There’s a whole bunch of DCS World DLC on sale via Steam right now. Any particular favorites? I am looking at more maps. I have the A-10 planes only so far.

The sale’s also on at the DCS website. For folks who haven’t already invested in Steam purchases, it’s better to get DCS (and IL-2) directly from the publisher, as you get more frequent updates and sales. (Plus it helps support the sims better, since Steam doesn’t take a cut.)

I really like Supercarrier and the F/A-18, as well as the F-86 and MiG-15. The F-14 is really cool, though the whole RIO element makes it more complicated.

You can synch the Steam purchases over to the standalone so nothing is lost converting to direct. You do lose the ability to refund, but the developer has a rewards program (“miles”).

I ended up grabbing Supercarrier, the F/A-18, a couple of F/A-18 campaign modules, and the appropriate accessory!
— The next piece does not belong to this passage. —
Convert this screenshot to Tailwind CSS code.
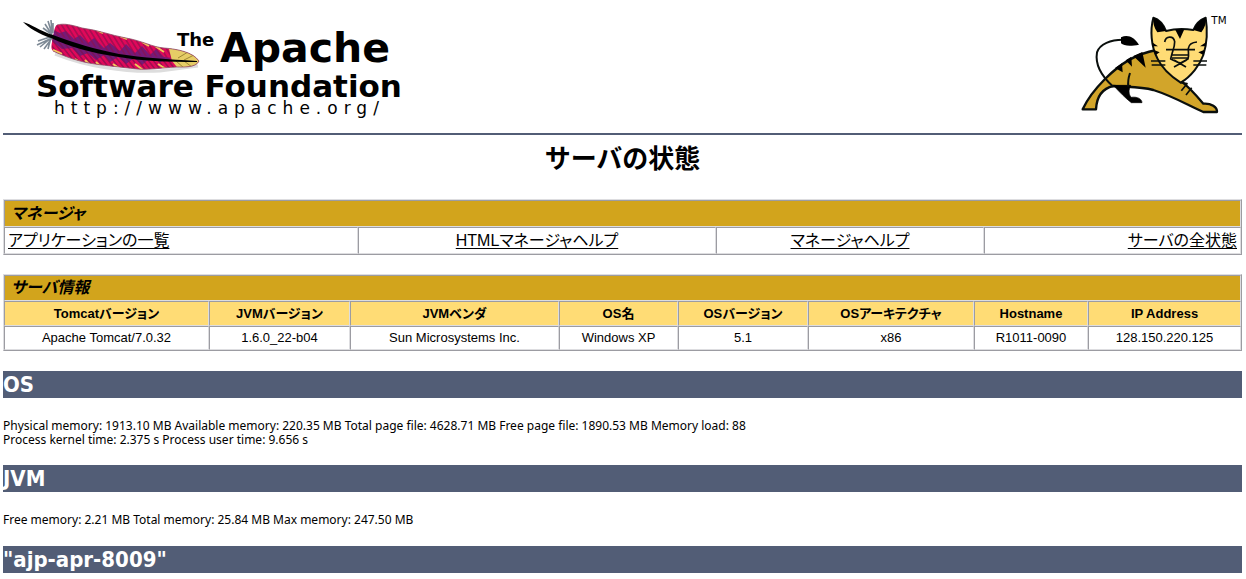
<!DOCTYPE html>
<html lang="ja">
<head>
<meta charset="utf-8">
<title>サーバの状態</title>
<script src="https://cdn.jsdelivr.net/npm/@tailwindcss/browser@4"></script>
</head>
<body class="bg-white text-black pl-[3px] pr-1 font-['Liberation_Sans','Noto_Sans_CJK_JP',sans-serif]">
<header class="flex items-start justify-between border-b-2 border-[#525d76] h-[135px] pt-[10px]">
  <a href="#" aria-label="The Apache Software Foundation" class="block ml-[17px]">
  <svg width="390" height="112" viewBox="20 10 390 112" class="block">
    <defs>
      <pattern id="barbTop" width="5" height="80" patternUnits="userSpaceOnUse" patternTransform="skewX(32)">
        <path d="M1 0V80" stroke="#8c0f4c" stroke-width="1.3"/>
      </pattern>
      <pattern id="barbLow" width="5" height="80" patternUnits="userSpaceOnUse" patternTransform="skewX(38)">
        <path d="M1 0V80" stroke="#7c0f4c" stroke-width="1.3"/>
      </pattern>
      <clipPath id="vane"><path d="M57 25C64 23 72 25 82 28C98 30 110 35 126 38C143 41 152 47 164 48C177 49 193 52 199 61C196 68 183 67 177 67C160 68 148 70 137 69C119 67 108 66 95 64C80 62 66 57 53 51C50 48 52 44 53 36C55 31 54 27 57 25Z"/></clipPath>
    </defs>
    <path d="M55 54C85 66 125 73 160 71L198 66" fill="none" stroke="#dddddd" stroke-width="3"/>
    <g fill="none" stroke="#7d8995" stroke-width="1.6">
      <path d="M52 35L45 24M52 34L48 21M52 33L51 20M51 34L43 28M50 37L38 41M51 38L40 47M52 38L44 49M52 38L37 45M51 37L48 49M53 33L53 23"/>
    </g>
    <g clip-path="url(#vane)">
      <path d="M45 15H205V75H45Z" fill="#e0085a"/>
      <path d="M53 30L60 33L66 31L74 39L80 35L88 43L94 38L104 48L110 43L120 51L126 44L135 53L142 46L150 55L156 49L164 57L172 58L160 62L150 58L142 65L134 58L126 64L118 57L110 62L104 55L96 60L88 53L80 56L72 48L62 49L52 41Z" fill="#741a78"/>
      <path d="M52 15H202V60L119 54L52 34Z" fill="url(#barbTop)"/>
      <path d="M52 36L119 57L202 62V75H52Z" fill="url(#barbLow)"/>
      <path d="M168 45L202 54V72H181L172 61Z" fill="#e6cd66"/>
      <path d="M97 30l6 3M120 36l7 3M142 42l7 4M155 46l9 6M75 59l5 3M85 60l5 5M96 62l4 4M113 64l6 4M135 64l8 6M158 64l8 5M53 50l9 4" stroke="#f0c75a" stroke-width="2"/>
      <path d="M178 58l10-6M184 60l10-5M176 61l8 7M184 61l8 6" stroke="#8a7427" stroke-width=".8"/>
    </g>
    <path d="M57 25C64 23 72 25 82 28C98 30 110 35 126 38C143 41 152 47 164 48C177 49 193 52 199 61C196 68 183 67 177 67C160 68 148 70 137 69C119 67 108 66 95 64C80 62 66 57 53 51" fill="none" stroke="#8f5068" stroke-width=".8"/>
    <path d="M23 22C31 24 40 31 53 35C75 43 94 49 119 54C143 58 168 59 197 61V62C168 62 140 61 119 57C90 53 68 46 51 38C39 34 29 28 23 22Z"/>
    <g class="font-['DejaVu_Sans']">
      <text x="177" y="46" class="text-[18px] font-bold">The</text>
      <text x="220" y="62" class="text-[41px] font-bold">Apache</text>
      <text x="36" y="97" class="text-[31px] font-bold">Software Foundation</text>
      <text x="54" y="114" class="text-[17px] tracking-[6px]">http://www.apache.org/</text>
    </g>
  </svg>
  </a>
  <a href="#" aria-label="Apache Tomcat" class="block mr-3 mt-[5px]">
  <svg width="150" height="100" viewBox="60 45 450 300" class="block" stroke-linejoin="round">
    <path d="M68 328C78 306 100 272 135 237C180 192 225 162 290 150L365 245C388 262 407 284 430 311C454 309 472 322 471 336H430C385 316 340 289 280 270C238 259 208 262 160 258C125 266 110 290 108 328Z" fill="#d2a52a" stroke="#0a0f0d" stroke-width="7"/>
    <path d="M160 256H212C205 270 206 282 213 292C234 289 246 298 246 308H214C196 294 179 277 160 256Z" stroke="#000" stroke-width="2"/>
    <path d="M210 219C205 234 203 245 205 260M160 260C118 223 106 187 111 157C119 132 153 119 188 119" fill="none" stroke="#0a0f0d" stroke-width="6"/>
    <path d="M183 112C205 102 222 113 237 134C212 139 191 138 183 130Z"/>
    <path d="M165 204L188 217L186 190ZM197 181L216 200L214 170ZM220 168L257 203L247 156Z"/>
    <path d="M362 248L381 251L364 272M395 263L378 285" fill="none" stroke="#0a0f0d" stroke-width="5"/>
    <path d="M280 53C270 90 273 139 292 175C307 207 333 229 362 248C394 229 420 194 430 165C442 128 443 90 437 53C421 59 408 70 400 90C371 85 347 85 318 93C309 70 297 58 280 53Z" fill="#ffdc75" stroke="#0a0f0d" stroke-width="6"/>
    <path d="M280 53C297 58 309 70 318 93L292 97C282 82 278 68 280 53ZM437 53C421 59 408 70 400 90L424 97C435 83 439 68 437 53ZM345 88H373L360 117ZM276 127L294 139L277 139ZM280 149L299 157L287 165ZM438 127L420 139L437 139ZM434 149L415 157L430 165Z"/>
    <path d="M314 126C317 107 341 106 344 125C344 141 339 149 335 165L332 177C348 185 357 191 363 188L384 177C388 165 384 155 385 145C387 132 397 127 411 126M318 149H405M337 165H384M336 174H384M342 201L380 180M342 180L378 201M273 183H316M275 195H316M400 183H441M400 195H439" fill="none" stroke="#0a0f0d" stroke-width="5"/>
    <text x="454" y="72" class="text-[31px] font-['DejaVu_Sans']">TM</text>
  </svg>
  </a>
</header>
<main>
<h1 class="text-center text-[26px] leading-[40px] font-bold mt-1 mb-5">サーバの状態</h1>

<table class="w-full table-fixed border-separate border-spacing-0 border border-t-[#dddde0] border-l-[#dddde0] border-r-[#9c9ca2] border-b-[#9c9ca2] leading-5 [font-feature-settings:'palt']">
  <colgroup><col class="w-[354px]"><col class="w-[358px]"><col class="w-[268px]"><col class="w-[257px]"></colgroup>
  <tr class="h-[27px] bg-[#d2a41c]"><th colspan="4" class="border border-t-[#9c9ca2] border-l-[#9c9ca2] border-r-[#dddde0] border-b-[#dddde0] px-1.5 py-0 text-left text-[16px] font-bold italic">マネージャ</th></tr>
  <tr class="h-[27px] text-[16px]">
    <td class="border border-t-[#9c9ca2] border-l-[#9c9ca2] border-r-[#dddde0] border-b-[#dddde0] px-[3px] py-0 text-left"><a href="#" class="underline underline-offset-2">アプリケーションの一覧</a></td>
    <td class="border border-t-[#9c9ca2] border-l-[#9c9ca2] border-r-[#dddde0] border-b-[#dddde0] px-[3px] py-0 text-center"><a href="#" class="underline underline-offset-2">HTMLマネージャヘルプ</a></td>
    <td class="border border-t-[#9c9ca2] border-l-[#9c9ca2] border-r-[#dddde0] border-b-[#dddde0] px-[3px] py-0 text-center"><a href="#" class="underline underline-offset-2">マネージャヘルプ</a></td>
    <td class="border border-t-[#9c9ca2] border-l-[#9c9ca2] border-r-[#dddde0] border-b-[#dddde0] px-[3px] py-0 text-right"><a href="#" class="underline underline-offset-2">サーバの全状態</a></td>
  </tr>
</table>

<table class="mt-[19px] w-full table-fixed border-separate border-spacing-0 border border-t-[#dddde0] border-l-[#dddde0] border-r-[#9c9ca2] border-b-[#9c9ca2] leading-5 text-center text-[13px] [font-feature-settings:'palt'] [&_th]:border [&_th]:border-t-[#9c9ca2] [&_th]:border-l-[#9c9ca2] [&_th]:border-r-[#dddde0] [&_th]:border-b-[#dddde0] [&_td]:border [&_td]:border-t-[#9c9ca2] [&_td]:border-l-[#9c9ca2] [&_td]:border-r-[#dddde0] [&_td]:border-b-[#dddde0]">
  <colgroup><col class="w-[205px]"><col class="w-[141px]"><col class="w-[209px]"><col class="w-[119px]"><col class="w-[130px]"><col class="w-[166px]"><col class="w-[114px]"><col class="w-[153px]"></colgroup>
  <tr class="h-[26px] bg-[#d2a41c]"><th colspan="8" class="px-1.5 py-0 text-left text-[16px] font-bold italic">サーバ情報</th></tr>
  <tr class="h-[25px] bg-[#ffdc75]"><th class="p-0">Tomcatバージョン</th><th class="p-0">JVMバージョン</th><th class="p-0">JVMベンダ</th><th class="p-0">OS名</th><th class="p-0">OSバージョン</th><th class="p-0">OSアーキテクチャ</th><th class="p-0">Hostname</th><th class="p-0">IP Address</th></tr>
  <tr class="h-6"><td class="p-0">Apache Tomcat/7.0.32</td><td class="p-0">1.6.0_22-b04</td><td class="p-0">Sun Microsystems Inc.</td><td class="p-0">Windows XP</td><td class="p-0">5.1</td><td class="p-0">x86</td><td class="p-0">R1011-0090</td><td class="p-0">128.150.220.125</td></tr>
</table>

<section class="mt-5 font-['Noto_Sans',sans-serif]">
  <h2 class="bg-[#525d76] text-white text-[22px] leading-[27px] font-bold font-['DejaVu_Sans_Condensed','DejaVu_Sans',sans-serif]">OS</h2>
  <p class="mt-[21px] mb-[18px] text-[12px] leading-[14px]">Physical memory: 1913.10 MB Available memory: 220.35 MB Total page file: 4628.71 MB Free page file: 1890.53 MB Memory load: 88<br>Process kernel time: 2.375 s Process user time: 9.656 s</p>
  <h2 class="bg-[#525d76] text-white text-[22px] leading-[27px] font-bold font-['DejaVu_Sans_Condensed','DejaVu_Sans',sans-serif]">JVM</h2>
  <p class="mt-[21px] mb-[19px] text-[12px] leading-[14px]">Free memory: 2.21 MB Total memory: 25.84 MB Max memory: 247.50 MB</p>
  <h2 class="bg-[#525d76] text-white text-[22px] leading-[27px] font-bold font-['DejaVu_Sans_Condensed','DejaVu_Sans',sans-serif]">"ajp-apr-8009"</h2>
</section>
</main>
</body>
</html>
Oh, sweet! I didn’t know you could synch the Steam purchases to the standalone – that’s good info. I knew it didn’t work the other direction.

Wow, nice stick!

On this page you can link a Steam account and import your purchases. It doesn’t automatically refresh, but you can re-sync if you forgot and purchased something from Steam directly later.

I’m not sure if this has been brought up before (I couldn’t see any mention recently), but I just saw a new game called Project Wingman which is releasing December 1st:

More on the arcade side of things perhaps, but it says it has HOTAS and VR support.

Ooh yummy!

Project Wingman is very much in the “Ace Combat” school of gameplay, rather than anything approximating a sim. If the Kickstarter alpha (several years old at this point) and everything I’ve seen since are any indication, it will probably be a better game than AC7 was despite being made almost entirely by two people, though since it’s an Australian and an American the game should have a markedly different tone than an AC game.

I backed the Project Wingman Kickstarter and CANNOT FUCKING WAIT to get my mitts on it.

Sorry, I spilled some Ace Combat on your DCS.